- Died: 23 June 1857
- Burial: Fatima Masumeh Shrine, Qom
- Spouse: Abbas Mirza
- Issue: Mohammad Shah Qajar; Bahman Mirza; Qahraman Mirza; Begum Khanum;
- House: Devellu, Qajar tribe
- Dynasty: Qajar
- Father: Mohammad Khan Qajar Devellu

= Galin Khanum (mother of Mohammad Shah Qajar) =

Queen mother of Mohammad Shah Qajar

Galin Khanum (گلین خانم; died 23 June 1857) was the consort of Abbas Mirza, the crown prince of Fath-Ali Shah, and the mother of Mohammad Shah Qajar. She was the third woman during the Qajar era to hold the title "Mahd-e Olia" (Queen Mother). Galin Khanum is remembered as one of the prominent and influential women of the Qajar dynasty.

== Background and family ==
Galin Khanum was the daughter of Mohammad Khan Qajar Devellu and the sister of Allahyar Khan Asef al-Dowleh, one of the key political figures of the Qajar era. Her sister, Gohar Khanum, was also one of Fath-Ali Shah's wives.Galin Khanum married Abbas Mirza in 1217 AH (1802 CE) in a strategic marriage aimed at resolving the longstanding rivalry between the powerful Dolu and Qovanlu branches of the Qajar family, a marriage encouraged by Agha Mohammad Khan Qajar.

== Marriage and children ==
The wedding of Galin Khanum and Abbas Mirza was celebrated with grand festivities, lasting seven nights across Iran. This marriage strengthened ties between the Devellu and Qovanlou families. They had several children, including Mohammad Mirza (later became Mohammad Shah), Bahman Mirza, Qahraman Mirza, and Bigum Khanum. Historical sources do not mention her given name, and she is often referred to by her titles such as "Galin Khanum" (lit. The Bride), "Mahd-e Olia", and "Mother of the Late King".

== Political and social role ==
Unlike the first Mahd-e Olia, Asiye Khanum (the mother of Fath-Ali Shah), who wielded personal power, Galin Khanum's authority stemmed largely from her familial connections. Her brother, Allahyar Khan Asef al-Dowleh, was a powerful political figure who frequently supported his sister in the political arena.

During the Russo-Iranian wars, when Tabriz was under threat, Galin Khanum, along with her children, was evacuated from Tabriz to Khamseh by the order of Fath-Ali Shah to ensure their safety.

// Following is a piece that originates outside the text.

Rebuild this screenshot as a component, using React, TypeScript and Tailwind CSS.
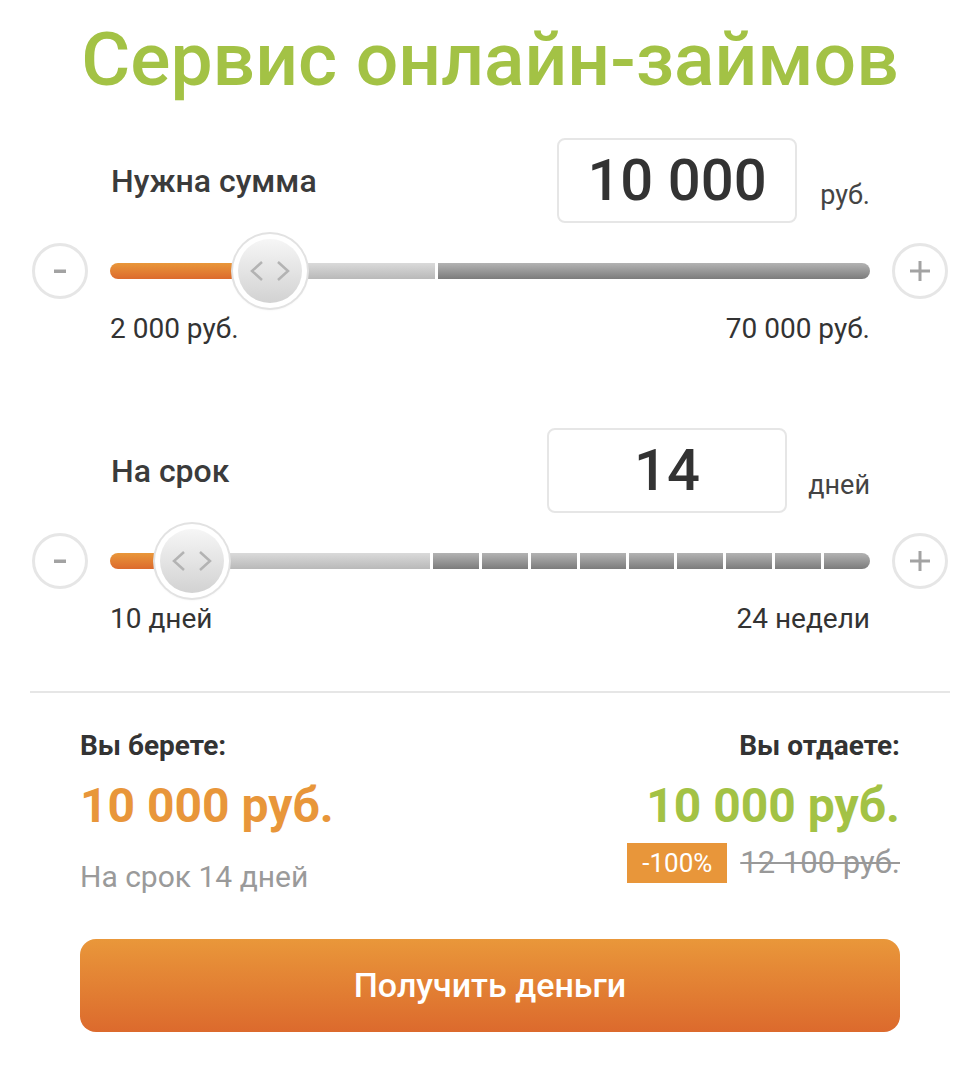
import React from "react";

const orange = "bg-[linear-gradient(to_bottom,#e9973a,#dc6a2d)]";

function RoundButton({ sign }: { sign: "-" | "+" }) {
  return (
    <div className="w-[56px] h-[56px] shrink-0 rounded-full border-[3px] border-[#e6e6e6] bg-white flex items-center justify-center">
      {sign === "-" ? (
        <svg width="16" height="16" viewBox="0 0 16 16">
          <rect x="2" y="6.5" width="12" height="3.5" fill="#a3a3a3" />
        </svg>
      ) : (
        <svg width="20" height="20" viewBox="0 0 20 20">
          <rect x="0" y="8.5" width="20" height="3" fill="#a3a3a3" />
          <rect x="8.5" y="0" width="3" height="20" fill="#a3a3a3" />
        </svg>
      )}
    </div>
  );
}

function Thumb({ left }: { left: number }) {
  return (
    <div
      className="absolute top-1/2 -translate-y-1/2 w-[74px] h-[74px] rounded-full bg-white shadow-[0_0_0_2px_#e2e2e2,0_1px_3px_rgba(0,0,0,0.15)] flex items-center justify-center"
      style={{ left }}
    >
      <div className="w-[64px] h-[64px] rounded-full bg-[linear-gradient(to_bottom,#f6f6f6,#d2d2d2)] flex items-center justify-center">
        <svg width="44" height="22" viewBox="0 0 44 22" fill="none" stroke="#b3b3b3" strokeWidth="2.5">
          <path d="M14 2 L4 11 L14 20" />
          <path d="M30 2 L40 11 L30 20" />
        </svg>
      </div>
    </div>
  );
}

function Slider({
  fill,
  light,
  segments,
  thumb,
}: {
  fill: number;
  light: number;
  segments: number;
  thumb: number;
}) {
  return (
    <div className="flex items-center gap-[22px] px-[32px]">
      <RoundButton sign="-" />
      <div className="relative flex-1 h-[16px] flex gap-[3px]">
        <div className="flex h-full shrink-0" style={{ width: light }}>
          <div className={`h-full rounded-l-full ${orange}`} style={{ width: fill }} />
          <div className="h-full flex-1 bg-[linear-gradient(to_bottom,#dadada,#b9b9b9)]" />
        </div>
        {Array.from({ length: segments }).map((_, i) => (
          <div
            key={i}
            className={`h-full flex-1 bg-[linear-gradient(to_bottom,#b3b3b3,#7c7c7c)] ${
              i === segments - 1 ? "rounded-r-full" : ""
            }`}
          />
        ))}
        <Thumb left={thumb} />
      </div>
      <RoundButton sign="+" />
    </div>
  );
}

function Block({
  label,
  value,
  unit,
  boxLeft,
  min,
  max,
  children,
}: {
  label: string;
  value: string;
  unit: string;
  boxLeft: number;
  min: string;
  max: string;
  children: React.ReactNode;
}) {
  return (
    <div>
      <div className="flex items-center pl-[111px] pr-[110px]">
        <div className="text-[32px] leading-[40px] font-medium text-[#3b3b3b] shrink-0" style={{ width: boxLeft - 111 }}>
          {label}
        </div>
        <div className="w-[240px] h-[85px] border-2 border-[#e6e6e6] rounded-[8px] flex items-center justify-center text-[58px] font-medium text-[#333]">
          {value}
        </div>
        <div className="flex-1 text-right self-end pb-[12px] text-[27px] leading-[32px] text-[#444]">{unit}</div>
      </div>
      <div className="mt-[20px]">{children}</div>
      <div className="mt-[16px] flex justify-between px-[110px] text-[28px] leading-[28px] text-[#333]">
        <span>{min}</span>
        <span>{max}</span>
      </div>
    </div>
  );
}

export default function App() {
  return (
    <div className="w-[980px] h-[1066px] bg-white font-['Roboto',sans-serif] overflow-hidden">
      <h1 className="pt-[19px] text-center text-[75px] leading-[80px] font-medium text-[#a3c245]">
        Сервис онлайн-займов
      </h1>

      <div className="mt-[39px]">
        <Block label="Нужна сумма" value="10 000" unit="руб." boxLeft={557} min="2 000 руб." max="70 000 руб.">
          <Slider fill={150} light={325} segments={1} thumb={123} />
        </Block>
      </div>

      <div className="mt-[85px]">
        <Block label="На срок" value="14" unit="дней" boxLeft={547} min="10 дней" max="24 недели">
          <Slider fill={70} light={320} segments={9} thumb={45} />
        </Block>
      </div>

      <div className="mx-[30px] mt-[58px] h-[2px] bg-[#e6e6e6]" />

      <div className="px-[80px] pt-[38px]">
        <div className="flex justify-between">
          <div className="flex flex-col">
            <div className="text-[28px] leading-[30px] font-bold text-[#333]">Вы берете:</div>
            <div className="mt-[19px] text-[48px] leading-[52px] font-bold text-[#e8963a]">10 000 руб.</div>
            <div className="mt-[29px] text-[30px] leading-[32px] text-[#9a9a9a]">На срок 14 дней</div>
          </div>
          <div className="flex flex-col items-end">
            <div className="text-[28px] leading-[30px] font-bold text-[#333]">Вы отдаете:</div>
            <div className="mt-[19px] text-[48px] leading-[52px] font-bold text-[#a3c245]">10 000 руб.</div>
            <div className="mt-[11px] flex items-center gap-[13px]">
              <span className="h-[40px] w-[100px] bg-[#e8963a] text-white text-[26px] flex items-center justify-center">
                -100%
              </span>
              <span className="text-[31px] leading-[36px] text-[#999] line-through decoration-2">12 100 руб.</span>
            </div>
          </div>
        </div>

        <button
          className={`mt-[46px] w-full h-[93px] rounded-[16px] ${orange} text-white text-[34px] font-medium flex items-center justify-center`}
        >
          Получить деньги
        </button>
      </div>
    </div>
  );
}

After the death of Abbas Mirza in 1249 AH (1833 CE), Galin Khanum remained in Tabriz. When her son Mohammad Mirza ascended the throne as Mohammad Shah Qajar, her influence grew as the mother of the shah. She made efforts to secure power for her other sons, particularly Bahman Mirza and Qahraman Mirza, but Mohammad Shah, displaying political wisdom, appointed his own son, Naser al-Din Mirza, as the crown prince, in accordance with the will of Agha Mohammad Khan Qajar.

== Death ==
After Naser al-Din Shah ascended the Iranian throne, Galin Khanum gradually withdrew from political life and focused on her private affairs. She died in 1273 AH (1856 CE) and was buried in the shrine of Fatima Masumeh in Qom.

== Historical significance ==
Galin Khanum played a significant role in the political consolidation of the Qajar family, strengthening ties between powerful branches through her marriage. Though she is less well-known than other Qajar women such as Malek Jahan Khanum, the mother of Naser al-Din Shah, her influence on the politics and events of her time remains substantial.

== In media ==
In the 2010 Iranian TV drama Foggy Tabriz, Galin Khanum is portrayed by Kamand Amirsoleimani. In the drama, she is called Asieh Khanum.